At the first meeting (October 28, 2021), Bastani Rad introduced the position and function of the Iranian solar calendar as the most accurate and one of the oldest in the world, which is still alive and is the national administrative and official calendar of Iran and some other countries like Afghanistan, and is also a cultural calendar of countries who celebrate Nowruz, Chaharshanbeh soori, and Yalda night.
He said: “Although many countries and cultures do not use the Iranian calendar as their official and national calendar, some of their national, public and important celebrations are Iranian, and according to the Iranian calendar. From among them 12 countries are official members of the Nowruz club, including countries like Mongolia in which Nowruz is celebrated by some tribes. These countries observe Nowruz and other Iranian celebrations according to the Iranian calendar.
These countries observe Nowruz and other Iranian holidays according to the Iranian calendar. Still, their official calendar is not the Iranian solar calendar, and administrative system, though this may not have emanated from their history and culture. But the Iranian chronology has a deeper connection with the culture of these countries.
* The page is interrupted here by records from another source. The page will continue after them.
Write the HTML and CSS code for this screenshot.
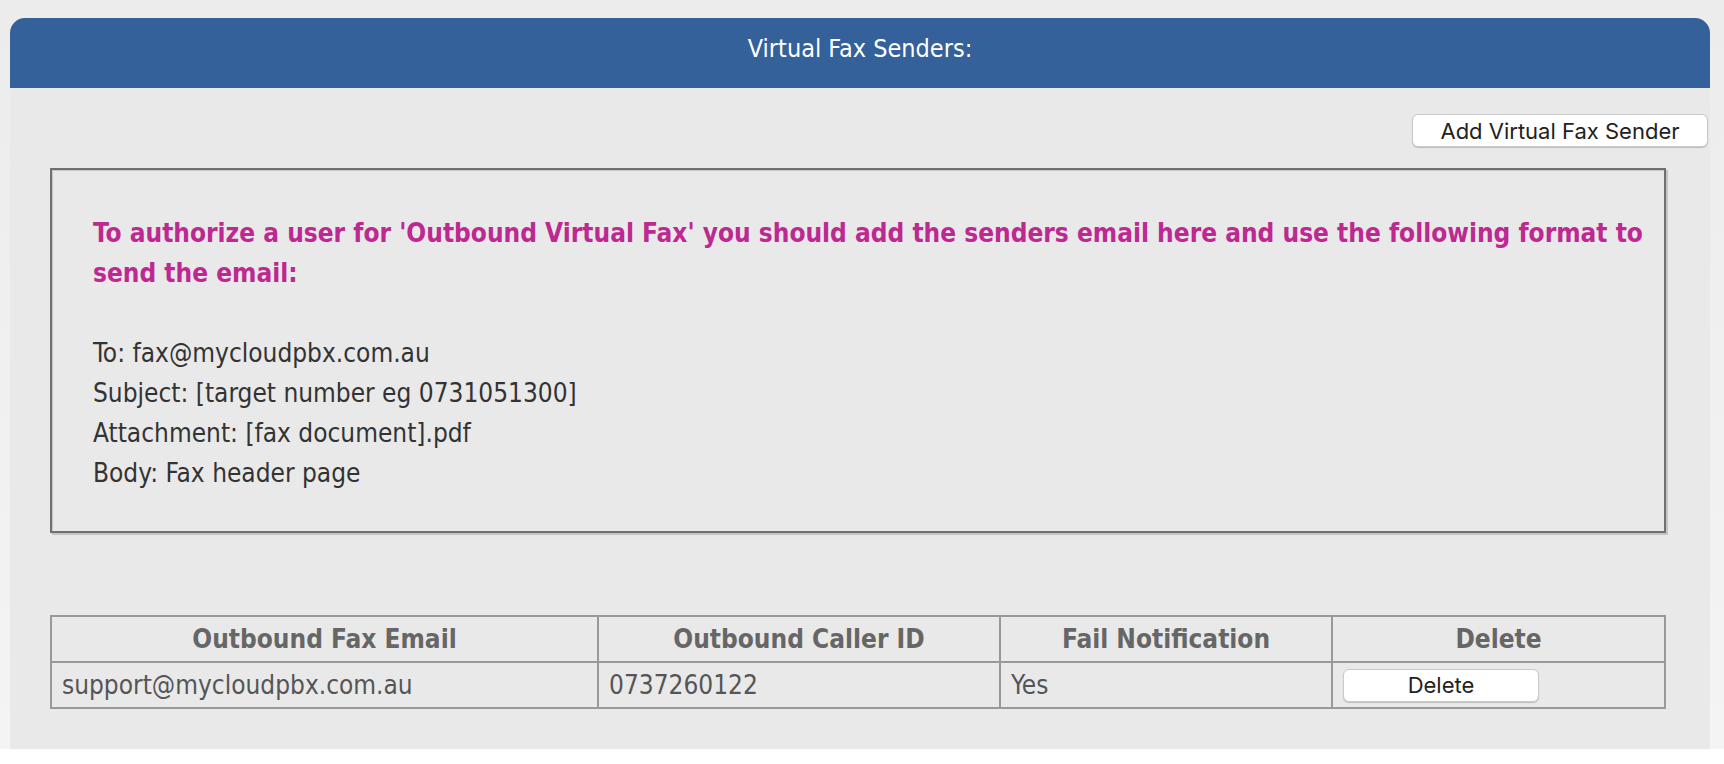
FILE: index.html
```html
<!DOCTYPE html>
<html lang="en">
<head>
<meta charset="utf-8">
<title>Virtual Fax Senders</title>
<link rel="stylesheet" href="styles.css">
</head>
<body>
<div class="page">
  <section class="panel">
    <header class="panel-head">Virtual Fax Senders:</header>
    <div class="panel-body">
      <div class="actions">
        <button class="btn btn-add" type="button">Add Virtual Fax Sender</button>
      </div>
      <div class="info-box">
        <p class="notice">To authorize a user for 'Outbound Virtual Fax' you should add the senders email here and use the following format to send the email:</p>
        <p class="format">To: fax@mycloudpbx.com.au<br>Subject: [target number eg 0731051300]<br>Attachment: [fax document].pdf<br>Body: Fax header page</p>
      </div>
      <table class="senders">
        <colgroup>
          <col class="c-email">
          <col class="c-caller">
          <col class="c-fail">
          <col class="c-del">
        </colgroup>
        <thead>
          <tr>
            <th>Outbound Fax Email</th>
            <th>Outbound Caller ID</th>
            <th>Fail Notification</th>
            <th>Delete</th>
          </tr>
        </thead>
        <tbody>
          <tr>
            <td>support@mycloudpbx.com.au</td>
            <td>0737260122</td>
            <td>Yes</td>
            <td><button class="btn btn-del" type="button">Delete</button></td>
          </tr>
        </tbody>
      </table>
    </div>
  </section>
</div>
</body>
</html>
```
FILE: styles.css
```css
* { box-sizing: border-box; }

html, body {
  margin: 0;
  padding: 0;
  background: #ffffff;
}

body {
  font-family: "DejaVu Sans Condensed", "DejaVu Sans", sans-serif;
  font-stretch: condensed;
  font-size: 26px;
  color: #333333;
}

.page {
  background: linear-gradient(to bottom, #ececec 0%, #f4f4f4 100%);
  padding: 18px 14px 0 10px;
}

.panel {
  background: #e9e9e9;
  border-radius: 15px 15px 0 0;
}

.panel-head {
  height: 70px;
  line-height: 62px;
  background: #346199;
  color: #ffffff;
  text-align: center;
  font-size: 25px;
  border-radius: 15px 15px 0 0;
}

.panel-body {
  padding: 26px 2px 40px 40px;
}

.actions {
  display: flex;
  justify-content: flex-end;
}

.btn {
  font-family: Inter, "DejaVu Sans", sans-serif;
  font-stretch: normal;
  color: #222222;
  background: #ffffff;
  border: 1px solid #c9c9c9;
  border-radius: 6px;
  box-shadow: 0 1px 1px rgba(0, 0, 0, 0.18);
  padding: 0;
  margin: 0;
  cursor: pointer;
}

.btn-add {
  width: 296px;
  height: 33px;
  font-size: 22px;
}

.info-box {
  margin: 21px 42px 0 0;
  border: 2px solid #707070;
  box-shadow: 2px 2px 0 #c4c4c4, inset 1px 1px 0 #c6c6c6;
  padding: 43px 6px 38px 41px;
  line-height: 40px;
}

.info-box p {
  margin: 0;
}

.notice {
  color: #bd2891;
  font-weight: bold;
  margin-bottom: 40px !important;
}

.format {
  color: #333333;
}

.senders {
  margin-top: 82px;
  width: 1614px;
  table-layout: fixed;
  border-collapse: collapse;
  color: #555555;
}

.c-email { width: 547px; }
.c-caller { width: 402px; }
.c-fail { width: 332px; }
.c-del { width: 333px; }

.senders th,
.senders td {
  border: 2px solid #999999;
  padding: 0 10px;
  white-space: nowrap;
}

.senders th {
  height: 46px;
  line-height: 44px;
  font-weight: bold;
  color: #666666;
  text-align: center;
}

.senders td {
  height: 46px;
  line-height: 44px;
  text-align: left;
  vertical-align: middle;
}

.btn-del {
  display: block;
  width: 196px;
  height: 33px;
  font-size: 22px;
}
```
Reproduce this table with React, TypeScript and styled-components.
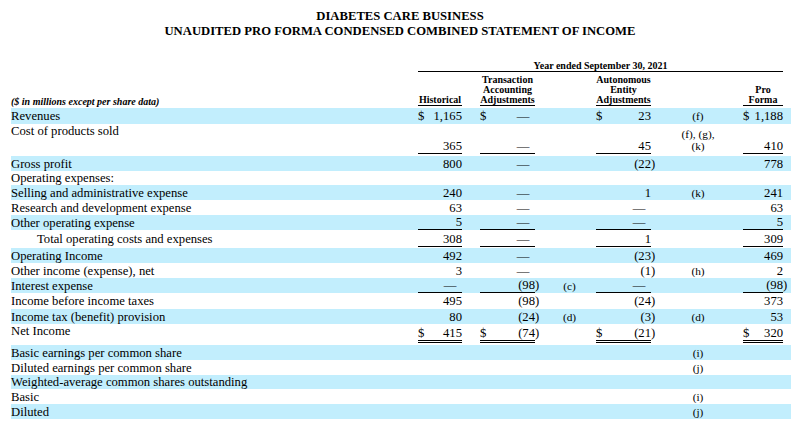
import React from "react";
import styled, { createGlobalStyle } from "styled-components";

const GlobalStyle = createGlobalStyle`
  html, body { margin: 0; padding: 0; background: #ffffff; }
  body { font-family: "Liberation Serif", "Times New Roman", serif; color: #000000; }
`;

const BAND = "#c2eefd";

const Page = styled.div`
  width: 800px;
  height: 431px;
  overflow: hidden;
  background: #ffffff;
`;

const Title = styled.div`
  padding-top: 9px;
  text-align: center;
  font-weight: bold;
  font-size: 12.67px;
  line-height: 15px;
`;

const Statement = styled.table`
  margin: 22px 0 0 11px;
  width: 780px;
  table-layout: fixed;
  border-collapse: collapse;
  border-spacing: 0;
`;

const Col = styled.col<{ $w: number }>`
  width: ${(p) => p.$w}px;
`;

const HeadRow = styled.tr<{ $h: number }>`
  height: ${(p) => p.$h}px;
`;

const HeadCell = styled.th<{ $pb?: number }>`
  padding: 0 0 ${(p) => p.$pb ?? 0}px 0;
  vertical-align: bottom;
  text-align: center;
  font-size: 10px;
  line-height: 10.2px;
  font-weight: bold;
  white-space: nowrap;
`;

const UnitsCell = styled(HeadCell)`
  text-align: left;
  font-style: italic;
`;

const HeadText = styled.div`
  border-bottom: 1px solid #000000;
`;

const Row = styled.tr<{ $band: boolean; $h: number }>`
  height: ${(p) => p.$h}px;
  background: ${(p) => (p.$band ? BAND : "transparent")};
`;

const LabelCell = styled.td<{ $top?: boolean; $indent?: boolean }>`
  padding: 0 0 0 ${(p) => (p.$indent ? 26 : 0)}px;
  vertical-align: ${(p) => (p.$top ? "top" : "middle")};
  font-size: 12.67px;
  line-height: 14px;
  white-space: nowrap;
`;

const AmountCell = styled.td<{ $bottom: boolean; $pb: number }>`
  padding: 0 0 ${(p) => p.$pb}px 0;
  vertical-align: ${(p) => (p.$bottom ? "bottom" : "middle")};
`;

const Amount = styled.div<{ $rule?: "single" | "double" }>`
  display: flex;
  justify-content: space-between;
  align-items: baseline;
  font-size: 12.67px;
  line-height: 14px;
  white-space: nowrap;
  border-bottom: ${(p) =>
    p.$rule === "double" ? "3px double #000000" : p.$rule === "single" ? "1px solid #000000" : "none"};
`;

const Value = styled.span<{ $dash?: boolean }>`
  margin-left: auto;
  padding-right: ${(p) => (p.$dash ? 5.5 : 0)}px;
`;

const Paren = styled.span`
  margin-right: -0.333em;
`;

const NoteCell = styled.td<{ $pl: number }>`
  padding: 0 0 0 ${(p) => p.$pl}px;
  vertical-align: middle;
  text-align: center;
  font-size: 11.3px;
  line-height: 12px;
  white-space: nowrap;
`;

const Spacer = styled.td`
  padding: 0;
`;

type RowData = {
  label: string;
  h: number;
  top?: boolean;
  indent?: boolean;
  dollar?: boolean;
  rule?: "single" | "double";
  pb?: number;
  v?: [string, string, string, string];
  n1?: string[];
  n2?: string[];
};

const rows: RowData[] = [
  { label: "Revenues", h: 16, dollar: true, v: ["1,165", "—", "23", "1,188"], n2: ["(f)"] },
  { label: "Cost of products sold", h: 32, top: true, rule: "single", pb: 2, v: ["365", "—", "45", "410"], n2: ["(f), (g),", "(k)"] },
  { label: "Gross profit", h: 15, v: ["800", "—", "(22)", "778"] },
  { label: "Operating expenses:", h: 14 },
  { label: "Selling and administrative expense", h: 15, v: ["240", "—", "1", "241"], n2: ["(k)"] },
  { label: "Research and development expense", h: 15, v: ["63", "—", "—", "63"] },
  { label: "Other operating expense", h: 15, rule: "single", pb: 0, v: ["5", "—", "—", "5"] },
  { label: "Total operating costs and expenses", indent: true, h: 18, rule: "single", pb: 1, v: ["308", "—", "1", "309"] },
  { label: "Operating Income", h: 15, v: ["492", "—", "(23)", "469"] },
  { label: "Other income (expense), net", h: 15, v: ["3", "—", "(1)", "2"], n2: ["(h)"] },
  { label: "Interest expense", h: 15, rule: "single", pb: 0, v: ["—", "(98)", "—", "(98)"], n1: ["(c)"] },
  { label: "Income before income taxes", h: 16, v: ["495", "(98)", "(24)", "373"] },
  { label: "Income tax (benefit) provision", h: 15, v: ["80", "(24)", "(3)", "53"], n1: ["(d)"], n2: ["(d)"] },
  { label: "Net Income", h: 21, top: true, dollar: true, rule: "double", pb: 2, v: ["415", "(74)", "(21)", "320"] },
  { label: "Basic earnings per common share", h: 15, n2: ["(i)"] },
  { label: "Diluted earnings per common share", h: 15, n2: ["(j)"] },
  { label: "Weighted-average common shares outstanding", h: 14 },
  { label: "Basic", h: 15, n2: ["(i)"] },
  { label: "Diluted", h: 15, n2: ["(j)"] },
];

function renderValue(v: string) {
  if (v === "—") return <Value $dash>—</Value>;
  if (v.startsWith("(") && v.endsWith(")")) {
    return (
      <Value>
        {v.slice(0, -1)}
        <Paren>)</Paren>
      </Value>
    );
  }
  return <Value>{v}</Value>;
}

function Lines({ items }: { items?: string[] }) {
  if (!items) return null;
  return (
    <>
      {items.map((t, i) => (
        <React.Fragment key={i}>
          {i > 0 && <br />}
          {t}
        </React.Fragment>
      ))}
    </>
  );
}

function AmountTd({ row, value }: { row: RowData; value?: string }) {
  if (!value) return <AmountCell $bottom={false} $pb={0} />;
  return (
    <AmountCell $bottom={!!row.rule} $pb={row.pb ?? 0}>
      <Amount $rule={row.rule}>
        {row.dollar && <span>$</span>}
        {renderValue(value)}
      </Amount>
    </AmountCell>
  );
}

function StatementRow({ row, band }: { row: RowData; band: boolean }) {
  const v = row.v;
  return (
    <Row $band={band} $h={row.h}>
      <LabelCell $top={row.top} $indent={row.indent}>
        {row.label}
      </LabelCell>
      <AmountTd row={row} value={v?.[0]} />
      <Spacer />
      <AmountTd row={row} value={v?.[1]} />
      <NoteCell $pl={8}>
        <Lines items={row.n1} />
      </NoteCell>
      <AmountTd row={row} value={v?.[2]} />
      <NoteCell $pl={2}>
        <Lines items={row.n2} />
      </NoteCell>
      <AmountTd row={row} value={v?.[3]} />
      <Spacer />
    </Row>
  );
}

export default function App() {
  return (
    <Page>
      <GlobalStyle />
      <Title>
        DIABETES CARE BUSINESS
        <br />
        UNAUDITED PRO FORMA CONDENSED COMBINED STATEMENT OF INCOME
      </Title>
      <Statement>
        <colgroup>
          <Col $w={407} />
          <Col $w={44} />
          <Col $w={18} />
          <Col $w={55} />
          <Col $w={61} />
          <Col $w={55} />
          <Col $w={92} />
          <Col $w={40} />
          <Col $w={8} />
        </colgroup>
        <thead>
          <HeadRow $h={11.2}>
            <Spacer />
            <HeadCell colSpan={7}>
              <HeadText>Year ended September 30, 2021</HeadText>
            </HeadCell>
            <Spacer />
          </HeadRow>
          <HeadRow $h={36}>
            <UnitsCell $pb={1}>($ in millions except per share data)</UnitsCell>
            <HeadCell $pb={2}>
              <HeadText>Historical</HeadText>
            </HeadCell>
            <Spacer />
            <HeadCell $pb={2}>
              <HeadText>
                Transaction
                <br />
                Accounting
                <br />
                Adjustments
              </HeadText>
            </HeadCell>
            <Spacer />
            <HeadCell $pb={2}>
              <HeadText>
                Autonomous
                <br />
                Entity
                <br />
                Adjustments
              </HeadText>
            </HeadCell>
            <Spacer />
            <HeadCell $pb={2}>
              <HeadText>
                Pro
                <br />
                Forma
              </HeadText>
            </HeadCell>
            <Spacer />
          </HeadRow>
        </thead>
        <tbody>
          {rows.map((r, i) => (
            <StatementRow key={i} row={r} band={i % 2 === 0} />
          ))}
        </tbody>
      </Statement>
    </Page>
  );
}
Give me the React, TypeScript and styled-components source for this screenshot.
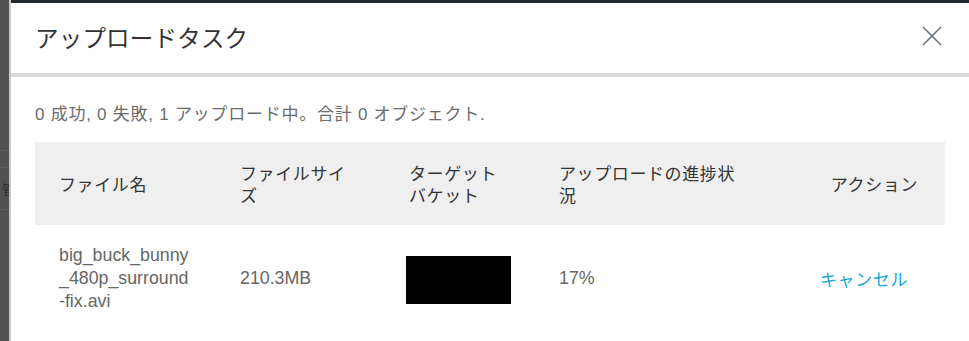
import React from "react";
import styled, { createGlobalStyle } from "styled-components";

const Global = createGlobalStyle`
  html, body { margin: 0; padding: 0; background: #fff; }
  body { font-family: "Liberation Sans", "Noto Sans CJK JP", sans-serif; }
`;

const Page = styled.div`
  display: flex;
  width: 969px;
  height: 341px;
  overflow: hidden;
`;

const Rail = styled.div`
  width: 9px;
  flex: none;
  background: #515151;
  border-right: 2px solid #c9c9c9;
  display: flex;
  flex-direction: column;
  overflow: hidden;
`;

const RailSegment = styled.div<{ $h: number }>`
  height: ${(p) => p.$h}px;
  flex: none;
  border-bottom: 1px solid #5c5c5c;
  color: #2e2e2e;
  font-size: 13px;
  line-height: 1;
  display: flex;
  align-items: center;
  justify-content: flex-end;
  overflow: hidden;
`;

const RailGlyph = styled.span`
  margin-right: -6px;
  font-family: "Noto Sans CJK JP", sans-serif;
`;

const Main = styled.div`
  flex: 1;
  display: flex;
  flex-direction: column;
  border-top: 3px solid #22282e;
  min-width: 0;
`;

const Header = styled.div`
  height: 70px;
  flex: none;
  display: flex;
  align-items: center;
  justify-content: space-between;
  padding: 0 27px 0 24px;
  border-bottom: 4px solid #d8d8d8;
`;

const Title = styled.h1`
  margin: 0;
  font-size: 23.5px;
  font-weight: 400;
  letter-spacing: 0.2px;
  color: #333;
  font-family: "Noto Sans CJK JP", sans-serif;
  line-height: 1;
  margin-top: -1px;
`;

const CloseButton = styled.button`
  border: 0;
  background: none;
  padding: 0;
  width: 20px;
  height: 20px;
  display: flex;
  align-items: center;
  justify-content: center;
  color: #6a737d;
  cursor: pointer;
  margin-top: -5px;
`;

const Body = styled.div`
  padding: 26px 24px 0 24px;
  display: flex;
  flex-direction: column;
`;

const Summary = styled.p`
  margin: 0 0 16px 0;
  font-size: 17px;
  line-height: 23px;
  color: #6b6b6b;
  letter-spacing: 0.75px;
`;

const Table = styled.div`
  display: grid;
  grid-template-columns: 181px 169px 150px 233px 177px;
`;

const HeadCell = styled.div<{ $align?: "left" | "right" }>`
  background: #efefef;
  height: 83px;
  box-sizing: border-box;
  display: flex;
  align-items: center;
  justify-content: ${(p) => (p.$align === "right" ? "flex-end" : "flex-start")};
  padding: 0 ${(p) => (p.$align === "right" ? "27px" : "24px")} 0 24px;
  font-size: 17px;
  letter-spacing: 0.6px;
  line-height: 22px;
  color: #333;
  font-family: "Noto Sans CJK JP", sans-serif;
`;

const Cell = styled.div<{ $align?: "left" | "right" }>`
  box-sizing: border-box;
  min-height: 106px;
  display: flex;
  align-items: center;
  justify-content: ${(p) => (p.$align === "right" ? "flex-end" : "flex-start")};
  padding: 18px ${(p) => (p.$align === "right" ? "37px" : "24px")} 18px 24px;
  font-size: 17.8px;
  line-height: 23px;
  color: #666;
`;

const FileName = styled.span`
  white-space: nowrap;
`;

const Redacted = styled.div`
  width: 106px;
  height: 48px;
  background: #000;
  margin-left: -3px;
  margin-top: 3px;
`;

const CancelLink = styled.a`
  color: #11a5d9;
  text-decoration: none;
  font-size: 17px;
  letter-spacing: 0.6px;
  font-family: "Noto Sans CJK JP", sans-serif;
  cursor: pointer;
`;

export default function App() {
  return (
    <>
      <Global />
      <Page>
        <Rail>
          <RailSegment $h={150} />
          <RailSegment $h={16} />
          <RailSegment $h={41}>
            <RailGlyph>管</RailGlyph>
          </RailSegment>
          <RailSegment $h={134} />
        </Rail>
        <Main>
          <Header>
            <Title>アップロードタスク</Title>
            <CloseButton aria-label="close">
              <svg width="20" height="20" viewBox="0 0 20 20">
                <path d="M1 1 L19 19 M19 1 L1 19" stroke="currentColor" strokeWidth="1.6" fill="none" />
              </svg>
            </CloseButton>
          </Header>
          <Body>
            <Summary>0 成功, 0 失敗, 1 アップロード中。合計 0 オブジェクト.</Summary>
            <Table>
              <HeadCell>ファイル名</HeadCell>
              <HeadCell>ファイルサイズ</HeadCell>
              <HeadCell>ターゲットバケット</HeadCell>
              <HeadCell>アップロードの進捗状況</HeadCell>
              <HeadCell $align="right">アクション</HeadCell>
              <Cell>
                <FileName>
                  big_buck_bunny
                  <br />
                  _480p_surround
                  <br />
                  -fix.avi
                </FileName>
              </Cell>
              <Cell>210.3MB</Cell>
              <Cell>
                <Redacted />
              </Cell>
              <Cell>17%</Cell>
              <Cell $align="right">
                <CancelLink>キャンセル</CancelLink>
              </Cell>
            </Table>
          </Body>
        </Main>
      </Page>
    </>
  );
}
Bastani Rad added: “When we talk about the festivities as the living heritage of the Silk Road, it is appropriate to accept that Iranian festivals, which were held regularly and seasonally and monthly and are still held in Iran and many different continents, have attributes such as They are known as ancient, diverse, universal and alive, and one of the secrets of the permanence of these celebrations, in addition to the deep cultural impact, is the connection of the festivals with nature, culture, art, peace, friendship and social and cultural diversity, which is rooted in the most accurate world calendar (the Iranian solar calendar) from where it derives its meaning and concept. Therefore, Iran is one of the few countries whose official and national calendars are still alive. Accordingly, various countries, such as the member countries of the Nowruz Club, celebrate the emergence of their shared heritage with Iranian culture, history, and heritage under Iran’s national, historical, and official calendar, without the Iranian solar calendar being their official calendar.”
The scientific director of the series “What do I know about Iran” and editor of books such as “Yalda Night,” “History of Astronomy in Iran,” and “Silk Road”, believes that scientific accuracy in the Iranian solar calendar is due to several thousand years of efforts to calculate and correct it, including the time when Hakim Omar Khayam calculated the exact time for holding these celebrations, including Nowruz (beginning of spring and new year in the Iranian calendar), Yalda (the longest night in the Iranian calendar and geography of Iran) and other Iranian celebrations and stated: “Iranians would regularly hold celebrations each month on various occasions, and still a number of these celebrations are held by all Iranians and different nations and cultures that have common roots with Iranian culture. It is important that in Iran and other surrounding countries in Asia and Europe or anywhere in the world, people, regardless of the time difference with the official time of Iran, the exact day, hour, minute, and second in the Iranian calendar and the official time of Tehran, Occasions such as Chaharshambeh Soori, Nowruz and Yalda are celebrated.
In these meetings, where only five celebrations or events related to the celebrations could be presented and approved, Iran introduced the Mehregan, Yalda, Sedeh, and Chaharshanbeh Soori celebrations. The delegates approved Iran’s 4 celebrations for presenting at the S.Korea Intangible Heritage Center and IKAS and to UNESCO for their global registration. Also, the representatives approved the Iranian folkloric music as the only music festival in these meetings.
The critical point is that in introducing the Regional Music Festival of Iran, which has been held regularly for the past 14 years, a collection of dozens of different types of music in Iran, such as Azerbaijan, Kurdish, Lori, Bakhtiari, Zar, Turkmen, Baluchi, Qashqai, Khorasani, and Gilaki, Mazandarani are presented. Connecting Iranian music with celebrations and diversity of Iranian music, variety of instruments, as well as creating cultural interactions with neighboring countries through regional music, are some of the most critical components provided by Iran to record regional music at the meeting of Seoul World Intangible Heritage Center and Asian Studies Center in IKAS Samarghand.
One of the most important events of these meetings was that based on IKAS proposal it was decided that in addition to the national files of each country, a joint file called “Nowruz,” which has already been registered in the UNESCO world intangible heritage and which was proposed by Iran as the host of the Nowruz club and secretariat, be completed, since in addition to the celebrations that deserves an all-encompassing and universal celebration from Asia and the Pacific.
At the same meeting, Mongolia suggested that it wanted to join the Nowruz Club because one of the Kazakh tribes in Mongolia is celebrating the festival with all its components.
The ancient Nowruz celebration was registered in the UNESCO Intangible Heritage List on September 30, 2009, with the membership of seven countries, including Iran, Azerbaijan, India, Kyrgyzstan, Pakistan, Turkey, and Uzbekistan. In 2016, since Afghanistan, Iraq, Kazakestan, Tajikestan and Turkamanestan also requested for membership, the ancient Nowruz celebration was registered as a joint celebration of all these countries.
Iran has also prepared and submitted Yalda and Mehregan celebration files for inclusion in the UNESCO Intangible Heritage List, but these files have not yet been registered globally. Yalda celebration was also registered in the list of national intangible heritage in 2019.